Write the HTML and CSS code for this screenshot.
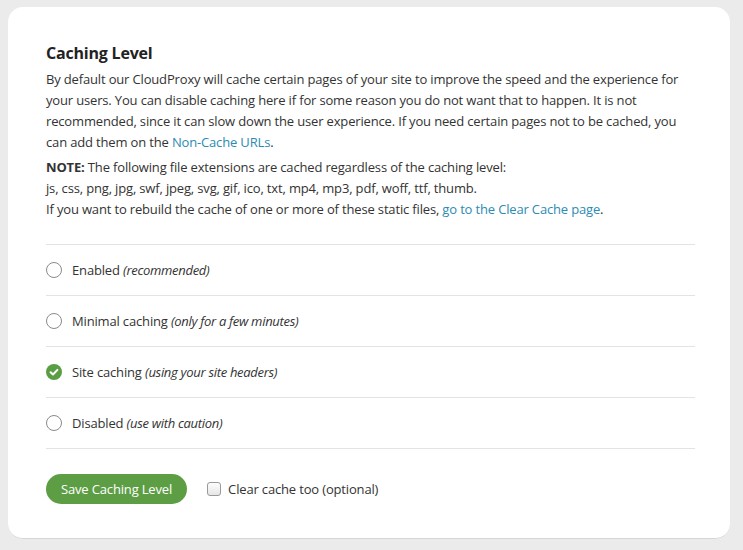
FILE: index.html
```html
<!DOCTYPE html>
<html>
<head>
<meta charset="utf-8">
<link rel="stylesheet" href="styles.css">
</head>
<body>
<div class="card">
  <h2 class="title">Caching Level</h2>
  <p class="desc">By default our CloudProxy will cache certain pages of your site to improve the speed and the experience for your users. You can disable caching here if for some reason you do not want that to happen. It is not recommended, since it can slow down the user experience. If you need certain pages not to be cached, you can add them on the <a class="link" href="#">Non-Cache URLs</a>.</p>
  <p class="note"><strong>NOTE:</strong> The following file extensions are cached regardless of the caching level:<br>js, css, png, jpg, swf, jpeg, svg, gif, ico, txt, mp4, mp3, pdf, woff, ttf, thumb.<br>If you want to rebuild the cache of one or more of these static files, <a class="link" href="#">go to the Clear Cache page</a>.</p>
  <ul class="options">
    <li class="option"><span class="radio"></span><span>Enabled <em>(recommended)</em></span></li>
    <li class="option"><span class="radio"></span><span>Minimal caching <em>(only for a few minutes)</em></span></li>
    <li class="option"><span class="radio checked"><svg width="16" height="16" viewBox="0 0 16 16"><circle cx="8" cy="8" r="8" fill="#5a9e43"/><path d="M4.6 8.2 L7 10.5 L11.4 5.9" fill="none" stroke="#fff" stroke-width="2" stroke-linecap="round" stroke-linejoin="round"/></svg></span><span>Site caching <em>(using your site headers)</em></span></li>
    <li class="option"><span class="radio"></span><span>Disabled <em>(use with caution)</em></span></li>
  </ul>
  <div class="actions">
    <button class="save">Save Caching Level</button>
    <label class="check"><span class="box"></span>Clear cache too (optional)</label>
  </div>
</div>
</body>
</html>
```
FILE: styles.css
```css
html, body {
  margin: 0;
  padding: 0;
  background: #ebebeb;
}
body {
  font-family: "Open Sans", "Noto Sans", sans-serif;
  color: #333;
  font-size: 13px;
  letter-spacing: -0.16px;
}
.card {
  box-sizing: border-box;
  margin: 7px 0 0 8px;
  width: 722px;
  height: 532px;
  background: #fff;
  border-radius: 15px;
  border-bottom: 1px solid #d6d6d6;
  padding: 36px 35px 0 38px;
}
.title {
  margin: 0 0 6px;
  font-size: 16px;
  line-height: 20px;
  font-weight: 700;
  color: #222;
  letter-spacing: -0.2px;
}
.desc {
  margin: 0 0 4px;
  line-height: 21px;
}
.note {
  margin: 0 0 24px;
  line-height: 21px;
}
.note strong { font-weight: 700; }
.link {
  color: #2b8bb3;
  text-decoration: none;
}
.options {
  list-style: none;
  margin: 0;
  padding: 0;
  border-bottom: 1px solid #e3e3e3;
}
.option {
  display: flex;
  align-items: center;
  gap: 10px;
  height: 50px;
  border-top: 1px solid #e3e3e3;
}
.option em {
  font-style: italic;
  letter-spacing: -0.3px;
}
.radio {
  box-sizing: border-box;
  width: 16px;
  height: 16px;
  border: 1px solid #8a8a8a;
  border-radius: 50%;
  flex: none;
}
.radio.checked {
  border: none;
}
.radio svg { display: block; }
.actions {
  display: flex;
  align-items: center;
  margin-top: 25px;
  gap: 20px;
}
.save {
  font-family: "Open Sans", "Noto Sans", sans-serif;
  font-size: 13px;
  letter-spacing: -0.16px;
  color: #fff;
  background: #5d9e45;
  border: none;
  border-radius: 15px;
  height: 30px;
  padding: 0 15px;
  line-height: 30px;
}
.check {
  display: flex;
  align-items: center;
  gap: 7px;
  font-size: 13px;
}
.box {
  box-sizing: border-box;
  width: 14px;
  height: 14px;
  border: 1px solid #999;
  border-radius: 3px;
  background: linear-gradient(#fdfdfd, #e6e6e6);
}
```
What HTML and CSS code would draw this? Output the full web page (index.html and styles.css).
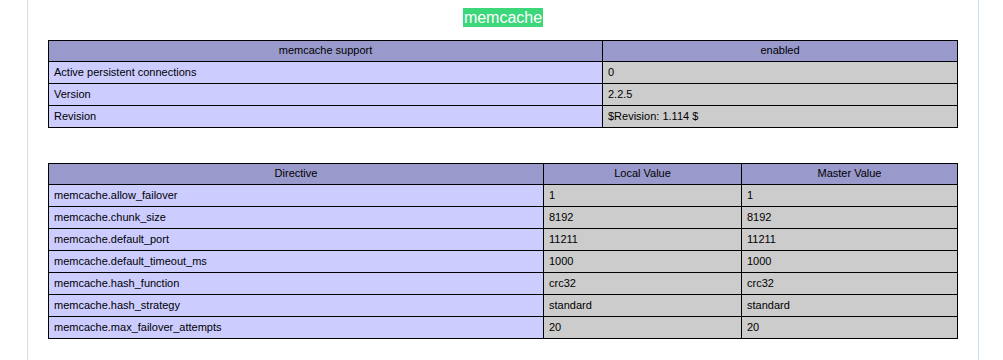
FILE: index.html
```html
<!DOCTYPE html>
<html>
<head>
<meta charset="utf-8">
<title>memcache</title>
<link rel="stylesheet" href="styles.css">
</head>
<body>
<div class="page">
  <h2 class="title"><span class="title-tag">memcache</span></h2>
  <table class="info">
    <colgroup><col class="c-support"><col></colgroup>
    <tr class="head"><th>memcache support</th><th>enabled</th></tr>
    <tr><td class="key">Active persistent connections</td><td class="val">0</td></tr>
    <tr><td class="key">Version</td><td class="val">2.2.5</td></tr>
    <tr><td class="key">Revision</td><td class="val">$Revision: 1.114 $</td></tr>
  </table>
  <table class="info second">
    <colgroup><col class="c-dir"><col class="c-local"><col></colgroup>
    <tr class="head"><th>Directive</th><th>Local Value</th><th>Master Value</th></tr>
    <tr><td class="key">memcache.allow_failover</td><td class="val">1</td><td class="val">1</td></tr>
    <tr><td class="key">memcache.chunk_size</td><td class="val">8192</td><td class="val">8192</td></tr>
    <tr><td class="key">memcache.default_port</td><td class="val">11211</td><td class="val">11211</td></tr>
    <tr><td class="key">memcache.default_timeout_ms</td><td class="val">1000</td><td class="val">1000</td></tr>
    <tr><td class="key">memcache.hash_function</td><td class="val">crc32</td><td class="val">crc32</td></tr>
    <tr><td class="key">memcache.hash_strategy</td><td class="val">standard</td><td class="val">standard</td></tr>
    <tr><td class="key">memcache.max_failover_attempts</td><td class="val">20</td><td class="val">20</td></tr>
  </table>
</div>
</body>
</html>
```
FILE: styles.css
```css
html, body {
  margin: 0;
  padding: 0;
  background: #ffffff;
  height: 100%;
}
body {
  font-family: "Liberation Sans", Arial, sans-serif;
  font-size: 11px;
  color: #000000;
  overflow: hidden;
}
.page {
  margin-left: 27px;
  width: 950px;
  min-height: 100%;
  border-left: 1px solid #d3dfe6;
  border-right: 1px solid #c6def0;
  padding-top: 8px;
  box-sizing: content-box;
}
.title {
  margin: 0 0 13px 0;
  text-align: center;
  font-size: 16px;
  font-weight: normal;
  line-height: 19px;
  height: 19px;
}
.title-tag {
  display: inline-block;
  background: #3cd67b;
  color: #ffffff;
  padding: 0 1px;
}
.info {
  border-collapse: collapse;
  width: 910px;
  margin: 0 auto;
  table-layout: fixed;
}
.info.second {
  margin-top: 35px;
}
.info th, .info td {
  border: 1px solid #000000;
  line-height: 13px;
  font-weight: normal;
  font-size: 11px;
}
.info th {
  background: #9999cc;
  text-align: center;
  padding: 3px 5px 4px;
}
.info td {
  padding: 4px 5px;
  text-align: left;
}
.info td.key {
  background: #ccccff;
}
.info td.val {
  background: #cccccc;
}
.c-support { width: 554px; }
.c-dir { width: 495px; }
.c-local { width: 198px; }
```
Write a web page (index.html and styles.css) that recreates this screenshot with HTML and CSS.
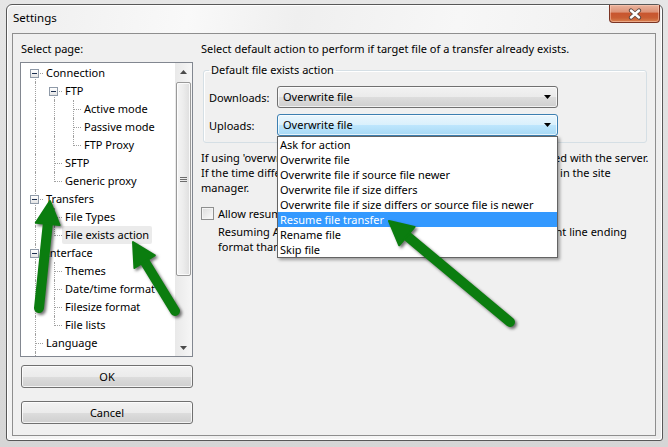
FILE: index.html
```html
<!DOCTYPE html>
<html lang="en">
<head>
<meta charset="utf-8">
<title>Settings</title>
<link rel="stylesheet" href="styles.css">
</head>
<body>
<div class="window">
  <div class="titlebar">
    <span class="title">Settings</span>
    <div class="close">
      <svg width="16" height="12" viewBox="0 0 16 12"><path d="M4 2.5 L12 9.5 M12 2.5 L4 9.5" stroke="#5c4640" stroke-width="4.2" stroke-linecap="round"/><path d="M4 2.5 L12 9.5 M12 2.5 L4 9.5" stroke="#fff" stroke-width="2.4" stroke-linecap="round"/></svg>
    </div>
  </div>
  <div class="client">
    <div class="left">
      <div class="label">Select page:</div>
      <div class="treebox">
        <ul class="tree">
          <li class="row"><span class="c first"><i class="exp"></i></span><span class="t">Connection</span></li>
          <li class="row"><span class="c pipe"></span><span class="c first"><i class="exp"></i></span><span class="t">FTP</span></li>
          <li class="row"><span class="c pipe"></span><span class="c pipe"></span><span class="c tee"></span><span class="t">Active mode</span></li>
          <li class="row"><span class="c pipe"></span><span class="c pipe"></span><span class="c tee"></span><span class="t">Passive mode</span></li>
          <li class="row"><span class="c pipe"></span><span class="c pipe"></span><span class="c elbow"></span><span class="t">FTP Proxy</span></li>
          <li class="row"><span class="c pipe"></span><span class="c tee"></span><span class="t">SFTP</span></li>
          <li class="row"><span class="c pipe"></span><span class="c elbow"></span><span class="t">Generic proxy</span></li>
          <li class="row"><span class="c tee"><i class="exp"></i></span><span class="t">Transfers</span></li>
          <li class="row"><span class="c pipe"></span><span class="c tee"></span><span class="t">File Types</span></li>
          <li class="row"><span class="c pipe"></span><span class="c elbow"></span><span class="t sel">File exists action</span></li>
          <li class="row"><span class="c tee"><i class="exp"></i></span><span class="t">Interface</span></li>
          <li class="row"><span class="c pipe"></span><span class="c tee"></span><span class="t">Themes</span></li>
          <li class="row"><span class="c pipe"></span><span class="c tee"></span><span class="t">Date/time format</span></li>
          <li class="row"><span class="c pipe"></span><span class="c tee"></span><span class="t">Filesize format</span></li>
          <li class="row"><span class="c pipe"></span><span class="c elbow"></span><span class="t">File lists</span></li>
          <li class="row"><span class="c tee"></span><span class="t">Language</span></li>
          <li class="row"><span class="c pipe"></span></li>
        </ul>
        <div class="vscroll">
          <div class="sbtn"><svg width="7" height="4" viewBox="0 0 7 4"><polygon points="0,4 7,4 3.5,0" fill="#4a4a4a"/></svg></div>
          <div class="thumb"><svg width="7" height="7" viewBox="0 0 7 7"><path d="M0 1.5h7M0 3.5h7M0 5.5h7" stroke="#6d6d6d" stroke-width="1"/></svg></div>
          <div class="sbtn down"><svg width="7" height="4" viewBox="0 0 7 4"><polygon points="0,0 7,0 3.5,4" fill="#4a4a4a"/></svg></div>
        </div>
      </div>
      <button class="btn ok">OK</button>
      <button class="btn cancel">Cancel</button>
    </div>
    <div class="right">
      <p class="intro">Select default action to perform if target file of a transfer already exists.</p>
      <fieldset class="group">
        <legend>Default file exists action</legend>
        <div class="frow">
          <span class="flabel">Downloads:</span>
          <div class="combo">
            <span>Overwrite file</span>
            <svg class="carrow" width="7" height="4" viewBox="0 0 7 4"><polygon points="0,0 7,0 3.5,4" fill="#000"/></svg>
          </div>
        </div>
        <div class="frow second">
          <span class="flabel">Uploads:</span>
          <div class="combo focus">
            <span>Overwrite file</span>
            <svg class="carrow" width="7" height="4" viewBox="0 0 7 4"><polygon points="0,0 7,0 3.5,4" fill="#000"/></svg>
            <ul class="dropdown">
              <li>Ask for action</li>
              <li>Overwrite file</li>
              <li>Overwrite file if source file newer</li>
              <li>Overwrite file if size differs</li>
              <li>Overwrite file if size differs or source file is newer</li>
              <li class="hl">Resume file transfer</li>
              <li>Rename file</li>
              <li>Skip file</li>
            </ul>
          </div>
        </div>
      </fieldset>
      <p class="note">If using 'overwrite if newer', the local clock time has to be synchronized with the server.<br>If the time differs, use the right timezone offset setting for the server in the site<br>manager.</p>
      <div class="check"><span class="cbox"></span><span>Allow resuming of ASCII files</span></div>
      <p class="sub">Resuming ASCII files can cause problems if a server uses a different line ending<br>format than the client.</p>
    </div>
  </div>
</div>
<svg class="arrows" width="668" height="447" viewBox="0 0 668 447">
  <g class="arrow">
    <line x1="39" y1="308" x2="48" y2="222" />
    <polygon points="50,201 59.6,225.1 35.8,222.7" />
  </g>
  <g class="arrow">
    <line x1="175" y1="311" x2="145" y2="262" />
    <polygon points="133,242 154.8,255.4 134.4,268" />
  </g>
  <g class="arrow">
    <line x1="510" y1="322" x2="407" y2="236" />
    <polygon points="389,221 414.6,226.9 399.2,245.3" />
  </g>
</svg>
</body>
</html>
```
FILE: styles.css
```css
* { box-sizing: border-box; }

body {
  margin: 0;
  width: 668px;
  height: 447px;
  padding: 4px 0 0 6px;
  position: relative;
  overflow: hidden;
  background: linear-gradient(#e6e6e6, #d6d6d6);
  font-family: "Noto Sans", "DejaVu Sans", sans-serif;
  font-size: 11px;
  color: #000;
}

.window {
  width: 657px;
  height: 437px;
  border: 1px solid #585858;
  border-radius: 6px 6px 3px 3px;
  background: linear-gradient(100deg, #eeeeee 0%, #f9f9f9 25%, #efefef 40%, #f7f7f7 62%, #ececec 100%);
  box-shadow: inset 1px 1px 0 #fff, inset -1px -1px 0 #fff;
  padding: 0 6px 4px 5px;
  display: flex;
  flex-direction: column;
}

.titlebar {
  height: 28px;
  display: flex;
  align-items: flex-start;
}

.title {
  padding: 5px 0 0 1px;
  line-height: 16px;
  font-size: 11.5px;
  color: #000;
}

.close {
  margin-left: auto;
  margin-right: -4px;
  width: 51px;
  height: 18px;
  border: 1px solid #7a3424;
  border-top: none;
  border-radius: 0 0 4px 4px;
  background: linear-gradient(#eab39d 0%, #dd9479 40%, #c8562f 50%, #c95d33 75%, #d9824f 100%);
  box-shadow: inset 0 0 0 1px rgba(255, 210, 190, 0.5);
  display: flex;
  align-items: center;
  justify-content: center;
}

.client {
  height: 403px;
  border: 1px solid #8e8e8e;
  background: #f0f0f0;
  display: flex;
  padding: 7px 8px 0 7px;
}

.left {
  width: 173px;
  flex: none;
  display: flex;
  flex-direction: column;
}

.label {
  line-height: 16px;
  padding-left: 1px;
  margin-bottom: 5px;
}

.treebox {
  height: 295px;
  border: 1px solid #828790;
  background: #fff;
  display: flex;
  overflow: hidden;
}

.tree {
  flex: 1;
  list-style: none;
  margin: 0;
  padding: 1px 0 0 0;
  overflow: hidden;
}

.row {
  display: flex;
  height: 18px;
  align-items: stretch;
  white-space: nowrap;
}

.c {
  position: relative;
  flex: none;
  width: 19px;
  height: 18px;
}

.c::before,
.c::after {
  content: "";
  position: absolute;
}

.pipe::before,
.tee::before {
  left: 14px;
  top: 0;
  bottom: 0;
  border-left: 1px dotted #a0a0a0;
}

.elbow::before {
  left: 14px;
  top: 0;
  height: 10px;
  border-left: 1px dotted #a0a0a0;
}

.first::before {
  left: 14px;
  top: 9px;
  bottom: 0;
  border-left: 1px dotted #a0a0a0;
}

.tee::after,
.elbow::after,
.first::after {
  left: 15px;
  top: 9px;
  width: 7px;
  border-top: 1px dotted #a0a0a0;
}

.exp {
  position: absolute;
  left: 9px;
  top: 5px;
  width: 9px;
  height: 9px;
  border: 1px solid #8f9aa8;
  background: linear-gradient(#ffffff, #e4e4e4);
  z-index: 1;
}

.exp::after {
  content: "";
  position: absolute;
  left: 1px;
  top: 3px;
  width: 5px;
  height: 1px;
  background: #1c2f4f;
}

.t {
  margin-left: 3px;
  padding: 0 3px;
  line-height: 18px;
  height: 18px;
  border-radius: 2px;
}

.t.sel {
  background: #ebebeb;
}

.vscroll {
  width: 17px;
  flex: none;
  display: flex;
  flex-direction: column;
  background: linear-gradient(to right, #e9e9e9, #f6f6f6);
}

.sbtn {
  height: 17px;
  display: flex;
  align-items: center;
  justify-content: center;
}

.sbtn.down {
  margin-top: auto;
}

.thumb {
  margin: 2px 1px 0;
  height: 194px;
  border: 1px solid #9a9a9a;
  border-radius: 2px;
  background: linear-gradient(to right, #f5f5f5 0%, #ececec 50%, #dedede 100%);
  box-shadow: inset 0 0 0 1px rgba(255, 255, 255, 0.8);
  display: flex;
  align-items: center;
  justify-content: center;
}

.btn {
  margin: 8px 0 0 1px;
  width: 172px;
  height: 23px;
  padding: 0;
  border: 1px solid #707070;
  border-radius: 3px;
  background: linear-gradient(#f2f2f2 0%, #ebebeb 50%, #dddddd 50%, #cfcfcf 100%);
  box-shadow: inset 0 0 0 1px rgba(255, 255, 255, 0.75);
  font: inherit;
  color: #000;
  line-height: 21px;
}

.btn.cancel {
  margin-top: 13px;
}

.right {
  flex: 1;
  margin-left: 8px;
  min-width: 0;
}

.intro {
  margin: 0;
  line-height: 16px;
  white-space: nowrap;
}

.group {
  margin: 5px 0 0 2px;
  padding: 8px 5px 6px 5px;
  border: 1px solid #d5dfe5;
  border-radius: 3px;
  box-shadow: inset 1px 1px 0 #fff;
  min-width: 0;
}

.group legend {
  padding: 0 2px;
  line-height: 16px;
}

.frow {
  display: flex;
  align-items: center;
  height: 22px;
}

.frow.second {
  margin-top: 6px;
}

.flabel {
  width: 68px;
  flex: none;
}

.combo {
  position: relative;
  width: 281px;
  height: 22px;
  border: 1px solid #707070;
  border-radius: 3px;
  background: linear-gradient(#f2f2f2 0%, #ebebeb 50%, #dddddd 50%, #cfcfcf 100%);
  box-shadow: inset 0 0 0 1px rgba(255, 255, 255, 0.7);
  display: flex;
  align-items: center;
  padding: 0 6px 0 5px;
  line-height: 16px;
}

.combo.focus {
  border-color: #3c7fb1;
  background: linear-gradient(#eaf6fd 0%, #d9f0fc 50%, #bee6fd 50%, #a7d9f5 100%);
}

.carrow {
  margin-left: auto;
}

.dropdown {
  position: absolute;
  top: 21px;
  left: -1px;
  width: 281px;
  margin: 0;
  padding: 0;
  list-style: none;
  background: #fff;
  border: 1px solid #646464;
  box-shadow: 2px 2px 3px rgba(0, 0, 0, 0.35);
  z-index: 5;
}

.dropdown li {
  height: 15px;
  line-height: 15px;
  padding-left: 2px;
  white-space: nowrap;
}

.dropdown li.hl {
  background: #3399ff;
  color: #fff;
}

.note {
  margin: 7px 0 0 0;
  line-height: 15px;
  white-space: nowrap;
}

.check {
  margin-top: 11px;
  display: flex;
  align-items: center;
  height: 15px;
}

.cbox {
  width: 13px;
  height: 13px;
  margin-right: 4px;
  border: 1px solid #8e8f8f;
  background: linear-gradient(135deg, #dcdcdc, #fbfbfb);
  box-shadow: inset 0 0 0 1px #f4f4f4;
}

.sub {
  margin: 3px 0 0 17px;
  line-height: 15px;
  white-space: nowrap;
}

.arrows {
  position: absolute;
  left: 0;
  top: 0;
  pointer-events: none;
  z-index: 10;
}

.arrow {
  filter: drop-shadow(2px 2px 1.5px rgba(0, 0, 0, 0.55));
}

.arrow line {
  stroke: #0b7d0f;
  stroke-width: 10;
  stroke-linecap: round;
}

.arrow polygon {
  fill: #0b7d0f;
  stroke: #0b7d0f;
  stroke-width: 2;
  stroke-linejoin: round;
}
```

----------------

[Your objective]
Pick out every line holding the string "with" and return it.

[Completed exercise]
    <li class="option"><span class="radio"></span><span>Disabled <em>(use with caution)</em></span></li>
Write a web page (index.html and styles.css) that recreates this screenshot with HTML and CSS.
      <p class="note">If using 'overwrite if newer', the local clock time has to be synchronized with the server.<br>If the time differs, use the right timezone offset setting for the server in the site<br>manager.</p>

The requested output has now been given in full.